What you should do:
Scan the material below for lines with the word "Write" and report how many there are, with nothing added.

Web page code records:
BEGIN

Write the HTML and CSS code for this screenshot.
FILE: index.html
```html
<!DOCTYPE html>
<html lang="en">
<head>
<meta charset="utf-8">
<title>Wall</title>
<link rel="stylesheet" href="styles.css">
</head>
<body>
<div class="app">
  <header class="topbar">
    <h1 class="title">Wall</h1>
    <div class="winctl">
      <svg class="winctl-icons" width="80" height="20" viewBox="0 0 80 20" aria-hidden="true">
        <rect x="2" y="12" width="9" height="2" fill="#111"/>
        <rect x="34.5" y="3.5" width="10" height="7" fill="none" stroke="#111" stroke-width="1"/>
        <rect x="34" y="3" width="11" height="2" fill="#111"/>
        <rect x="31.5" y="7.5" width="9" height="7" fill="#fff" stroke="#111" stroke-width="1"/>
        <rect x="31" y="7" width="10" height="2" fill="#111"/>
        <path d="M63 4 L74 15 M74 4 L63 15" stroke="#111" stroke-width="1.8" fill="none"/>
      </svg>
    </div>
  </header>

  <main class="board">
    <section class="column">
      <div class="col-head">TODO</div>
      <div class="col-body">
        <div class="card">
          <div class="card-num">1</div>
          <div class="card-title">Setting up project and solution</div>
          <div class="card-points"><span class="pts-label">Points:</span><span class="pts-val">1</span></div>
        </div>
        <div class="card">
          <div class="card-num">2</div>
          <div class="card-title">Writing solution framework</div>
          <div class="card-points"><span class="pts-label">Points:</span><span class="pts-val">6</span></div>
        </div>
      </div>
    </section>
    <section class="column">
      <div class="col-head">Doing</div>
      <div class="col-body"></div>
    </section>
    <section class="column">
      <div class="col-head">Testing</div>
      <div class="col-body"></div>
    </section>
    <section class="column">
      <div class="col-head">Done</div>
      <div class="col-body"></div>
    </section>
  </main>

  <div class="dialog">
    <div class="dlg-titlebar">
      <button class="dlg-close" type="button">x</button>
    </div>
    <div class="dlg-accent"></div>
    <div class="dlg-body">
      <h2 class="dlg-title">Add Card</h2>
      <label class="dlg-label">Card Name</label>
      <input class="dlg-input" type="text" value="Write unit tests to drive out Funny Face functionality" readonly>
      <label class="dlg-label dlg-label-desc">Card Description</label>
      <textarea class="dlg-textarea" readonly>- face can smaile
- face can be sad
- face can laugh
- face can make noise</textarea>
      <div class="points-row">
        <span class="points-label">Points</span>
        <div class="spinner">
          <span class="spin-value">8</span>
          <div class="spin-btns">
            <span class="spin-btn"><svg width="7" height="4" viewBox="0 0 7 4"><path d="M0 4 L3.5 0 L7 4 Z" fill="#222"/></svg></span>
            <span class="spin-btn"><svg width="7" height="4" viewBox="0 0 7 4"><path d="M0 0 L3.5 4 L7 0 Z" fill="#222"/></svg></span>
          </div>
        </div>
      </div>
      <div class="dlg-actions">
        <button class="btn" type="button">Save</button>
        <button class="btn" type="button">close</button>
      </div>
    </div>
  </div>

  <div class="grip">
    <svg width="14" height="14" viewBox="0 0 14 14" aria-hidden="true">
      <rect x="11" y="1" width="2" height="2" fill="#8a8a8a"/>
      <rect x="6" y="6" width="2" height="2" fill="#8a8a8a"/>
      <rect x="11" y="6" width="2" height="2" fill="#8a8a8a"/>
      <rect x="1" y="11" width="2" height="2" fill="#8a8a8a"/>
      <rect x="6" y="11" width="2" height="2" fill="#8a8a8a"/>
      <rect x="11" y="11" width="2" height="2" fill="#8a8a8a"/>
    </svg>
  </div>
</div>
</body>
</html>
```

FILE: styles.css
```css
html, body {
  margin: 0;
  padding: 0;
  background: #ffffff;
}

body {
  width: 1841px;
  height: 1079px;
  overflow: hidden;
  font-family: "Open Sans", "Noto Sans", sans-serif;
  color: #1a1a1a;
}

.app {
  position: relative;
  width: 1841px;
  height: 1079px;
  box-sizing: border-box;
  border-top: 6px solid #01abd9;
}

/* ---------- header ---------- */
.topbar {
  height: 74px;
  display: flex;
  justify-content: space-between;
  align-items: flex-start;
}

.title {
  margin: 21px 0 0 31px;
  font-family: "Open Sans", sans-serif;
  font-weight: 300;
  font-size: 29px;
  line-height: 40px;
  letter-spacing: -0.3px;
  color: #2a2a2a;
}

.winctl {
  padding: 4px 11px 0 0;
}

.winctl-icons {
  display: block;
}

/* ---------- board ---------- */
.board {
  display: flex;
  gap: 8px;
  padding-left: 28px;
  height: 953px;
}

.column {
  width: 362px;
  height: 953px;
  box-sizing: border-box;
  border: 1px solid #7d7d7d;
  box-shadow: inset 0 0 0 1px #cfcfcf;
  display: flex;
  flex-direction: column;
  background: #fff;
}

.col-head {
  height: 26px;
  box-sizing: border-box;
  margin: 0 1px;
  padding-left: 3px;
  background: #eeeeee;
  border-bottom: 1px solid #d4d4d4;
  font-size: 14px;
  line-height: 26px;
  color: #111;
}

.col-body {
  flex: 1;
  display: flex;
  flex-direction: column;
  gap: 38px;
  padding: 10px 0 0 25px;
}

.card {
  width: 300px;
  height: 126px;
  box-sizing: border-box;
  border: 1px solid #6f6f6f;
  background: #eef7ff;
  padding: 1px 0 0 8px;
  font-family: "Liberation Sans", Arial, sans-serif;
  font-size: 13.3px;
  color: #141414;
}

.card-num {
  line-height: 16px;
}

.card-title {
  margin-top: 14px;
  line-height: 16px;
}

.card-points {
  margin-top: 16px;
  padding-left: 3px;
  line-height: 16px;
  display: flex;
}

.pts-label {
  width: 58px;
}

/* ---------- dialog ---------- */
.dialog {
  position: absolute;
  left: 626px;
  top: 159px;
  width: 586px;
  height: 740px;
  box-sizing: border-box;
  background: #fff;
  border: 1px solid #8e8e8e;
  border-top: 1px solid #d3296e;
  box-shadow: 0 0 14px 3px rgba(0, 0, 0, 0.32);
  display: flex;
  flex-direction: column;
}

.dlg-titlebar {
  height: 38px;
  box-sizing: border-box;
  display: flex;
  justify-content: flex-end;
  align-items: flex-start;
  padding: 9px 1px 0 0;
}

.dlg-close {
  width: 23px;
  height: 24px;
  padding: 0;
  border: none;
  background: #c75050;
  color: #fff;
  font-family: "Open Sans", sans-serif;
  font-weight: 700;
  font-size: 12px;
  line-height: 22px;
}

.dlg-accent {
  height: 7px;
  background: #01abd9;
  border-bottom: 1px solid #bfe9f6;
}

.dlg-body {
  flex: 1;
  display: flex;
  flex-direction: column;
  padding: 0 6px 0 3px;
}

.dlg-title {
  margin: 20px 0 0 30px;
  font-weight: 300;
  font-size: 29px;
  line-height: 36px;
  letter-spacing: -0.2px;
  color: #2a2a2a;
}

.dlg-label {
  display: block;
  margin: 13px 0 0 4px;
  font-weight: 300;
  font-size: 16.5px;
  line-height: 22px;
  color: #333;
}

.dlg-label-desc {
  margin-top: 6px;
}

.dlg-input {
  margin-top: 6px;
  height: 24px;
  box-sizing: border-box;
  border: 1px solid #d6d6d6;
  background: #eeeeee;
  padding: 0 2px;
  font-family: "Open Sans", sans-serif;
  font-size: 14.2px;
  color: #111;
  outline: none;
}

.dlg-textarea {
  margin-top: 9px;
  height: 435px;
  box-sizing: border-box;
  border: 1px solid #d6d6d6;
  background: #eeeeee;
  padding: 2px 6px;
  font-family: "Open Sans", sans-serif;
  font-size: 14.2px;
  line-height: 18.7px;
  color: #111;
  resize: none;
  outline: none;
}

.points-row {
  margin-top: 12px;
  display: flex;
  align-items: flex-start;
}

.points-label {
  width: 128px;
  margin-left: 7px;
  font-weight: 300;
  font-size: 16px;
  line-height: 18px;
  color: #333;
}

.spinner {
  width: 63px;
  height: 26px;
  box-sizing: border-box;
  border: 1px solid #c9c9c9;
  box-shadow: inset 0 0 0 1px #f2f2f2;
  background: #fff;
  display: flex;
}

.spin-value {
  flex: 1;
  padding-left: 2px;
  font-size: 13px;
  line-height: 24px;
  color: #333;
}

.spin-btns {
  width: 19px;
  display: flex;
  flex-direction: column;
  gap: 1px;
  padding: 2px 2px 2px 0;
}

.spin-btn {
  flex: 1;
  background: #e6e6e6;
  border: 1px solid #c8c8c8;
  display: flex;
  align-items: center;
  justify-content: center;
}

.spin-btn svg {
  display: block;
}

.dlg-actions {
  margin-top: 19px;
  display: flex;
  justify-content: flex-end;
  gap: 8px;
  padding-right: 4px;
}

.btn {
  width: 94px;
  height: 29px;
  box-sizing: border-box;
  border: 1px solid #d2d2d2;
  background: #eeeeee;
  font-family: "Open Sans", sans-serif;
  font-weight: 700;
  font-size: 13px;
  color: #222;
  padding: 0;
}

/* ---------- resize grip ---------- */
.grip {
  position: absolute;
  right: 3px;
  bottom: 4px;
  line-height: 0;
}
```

END
BEGIN

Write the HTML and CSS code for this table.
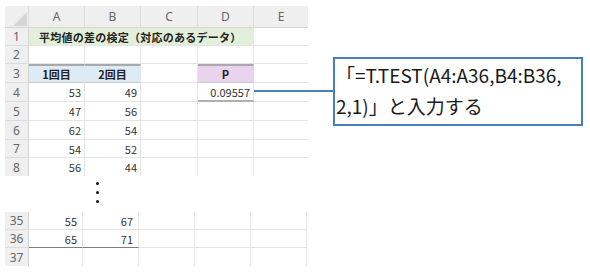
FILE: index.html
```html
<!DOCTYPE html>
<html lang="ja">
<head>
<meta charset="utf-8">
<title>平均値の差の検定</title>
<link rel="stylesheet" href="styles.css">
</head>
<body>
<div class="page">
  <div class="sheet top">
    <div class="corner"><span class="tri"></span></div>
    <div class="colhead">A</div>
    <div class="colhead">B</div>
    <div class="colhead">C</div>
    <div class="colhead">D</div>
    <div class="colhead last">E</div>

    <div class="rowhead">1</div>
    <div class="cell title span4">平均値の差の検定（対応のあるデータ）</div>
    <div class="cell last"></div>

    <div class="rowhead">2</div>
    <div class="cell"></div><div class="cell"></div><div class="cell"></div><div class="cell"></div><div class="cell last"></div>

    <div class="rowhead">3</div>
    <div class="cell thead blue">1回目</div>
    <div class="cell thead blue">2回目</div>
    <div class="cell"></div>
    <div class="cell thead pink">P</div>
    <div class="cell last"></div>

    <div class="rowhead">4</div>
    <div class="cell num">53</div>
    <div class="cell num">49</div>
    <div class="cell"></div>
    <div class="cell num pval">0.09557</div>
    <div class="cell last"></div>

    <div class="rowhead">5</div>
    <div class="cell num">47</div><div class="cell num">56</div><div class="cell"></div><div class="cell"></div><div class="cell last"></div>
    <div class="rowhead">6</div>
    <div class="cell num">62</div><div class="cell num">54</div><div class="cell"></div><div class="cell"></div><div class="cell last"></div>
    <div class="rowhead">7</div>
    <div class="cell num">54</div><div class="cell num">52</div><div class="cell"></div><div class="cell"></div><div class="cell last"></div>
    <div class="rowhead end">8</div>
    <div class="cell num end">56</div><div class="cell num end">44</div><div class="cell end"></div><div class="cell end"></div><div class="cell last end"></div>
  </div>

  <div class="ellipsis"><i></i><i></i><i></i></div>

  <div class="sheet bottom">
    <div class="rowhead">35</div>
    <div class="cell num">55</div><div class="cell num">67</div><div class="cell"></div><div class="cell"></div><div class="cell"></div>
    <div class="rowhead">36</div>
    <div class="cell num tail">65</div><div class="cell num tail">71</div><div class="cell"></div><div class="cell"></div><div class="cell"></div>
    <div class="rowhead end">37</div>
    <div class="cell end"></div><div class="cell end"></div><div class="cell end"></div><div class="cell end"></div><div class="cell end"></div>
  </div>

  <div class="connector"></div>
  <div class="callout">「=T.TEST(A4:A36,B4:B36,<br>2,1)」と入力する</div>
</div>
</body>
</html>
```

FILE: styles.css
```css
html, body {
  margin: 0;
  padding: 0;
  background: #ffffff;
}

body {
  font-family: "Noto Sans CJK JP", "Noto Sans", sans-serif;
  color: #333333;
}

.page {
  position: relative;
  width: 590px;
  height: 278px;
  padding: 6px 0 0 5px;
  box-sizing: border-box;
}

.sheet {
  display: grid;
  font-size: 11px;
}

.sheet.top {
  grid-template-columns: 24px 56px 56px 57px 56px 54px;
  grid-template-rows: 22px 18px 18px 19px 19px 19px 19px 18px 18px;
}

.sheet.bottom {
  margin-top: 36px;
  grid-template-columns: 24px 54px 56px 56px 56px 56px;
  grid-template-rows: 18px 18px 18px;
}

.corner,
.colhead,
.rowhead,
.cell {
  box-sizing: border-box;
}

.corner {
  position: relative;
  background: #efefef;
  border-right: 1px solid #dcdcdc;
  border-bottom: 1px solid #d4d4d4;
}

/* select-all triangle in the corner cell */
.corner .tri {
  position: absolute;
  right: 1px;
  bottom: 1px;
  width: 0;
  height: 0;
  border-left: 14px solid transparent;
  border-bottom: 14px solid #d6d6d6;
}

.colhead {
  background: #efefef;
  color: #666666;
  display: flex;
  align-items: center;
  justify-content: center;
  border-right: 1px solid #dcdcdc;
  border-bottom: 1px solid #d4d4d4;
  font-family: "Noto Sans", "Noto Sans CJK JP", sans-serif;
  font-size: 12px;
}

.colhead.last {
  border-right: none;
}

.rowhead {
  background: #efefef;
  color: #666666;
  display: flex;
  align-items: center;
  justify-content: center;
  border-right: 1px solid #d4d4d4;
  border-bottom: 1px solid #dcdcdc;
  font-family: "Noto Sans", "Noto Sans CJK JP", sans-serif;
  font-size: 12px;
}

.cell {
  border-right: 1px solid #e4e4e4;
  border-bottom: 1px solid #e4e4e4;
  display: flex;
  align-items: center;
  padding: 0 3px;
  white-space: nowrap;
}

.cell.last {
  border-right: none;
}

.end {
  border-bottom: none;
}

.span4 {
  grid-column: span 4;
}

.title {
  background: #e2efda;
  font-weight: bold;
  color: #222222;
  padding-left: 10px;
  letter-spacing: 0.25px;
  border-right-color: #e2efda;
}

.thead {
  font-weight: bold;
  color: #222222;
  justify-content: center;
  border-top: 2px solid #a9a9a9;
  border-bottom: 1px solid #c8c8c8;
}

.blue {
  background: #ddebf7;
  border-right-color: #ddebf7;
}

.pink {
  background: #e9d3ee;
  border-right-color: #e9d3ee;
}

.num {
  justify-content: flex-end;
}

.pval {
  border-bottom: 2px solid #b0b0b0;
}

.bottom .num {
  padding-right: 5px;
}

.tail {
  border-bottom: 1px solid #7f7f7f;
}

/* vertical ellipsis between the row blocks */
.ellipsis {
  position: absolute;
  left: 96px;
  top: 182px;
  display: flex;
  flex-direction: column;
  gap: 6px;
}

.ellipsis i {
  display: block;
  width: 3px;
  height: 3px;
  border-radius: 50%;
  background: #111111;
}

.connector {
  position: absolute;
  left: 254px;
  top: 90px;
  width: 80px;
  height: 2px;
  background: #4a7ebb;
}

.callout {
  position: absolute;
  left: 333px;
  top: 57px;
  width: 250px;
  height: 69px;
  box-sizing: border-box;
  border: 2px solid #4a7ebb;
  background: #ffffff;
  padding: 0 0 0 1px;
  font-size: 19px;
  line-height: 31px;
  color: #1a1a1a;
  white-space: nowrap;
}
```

END

Solution below:
3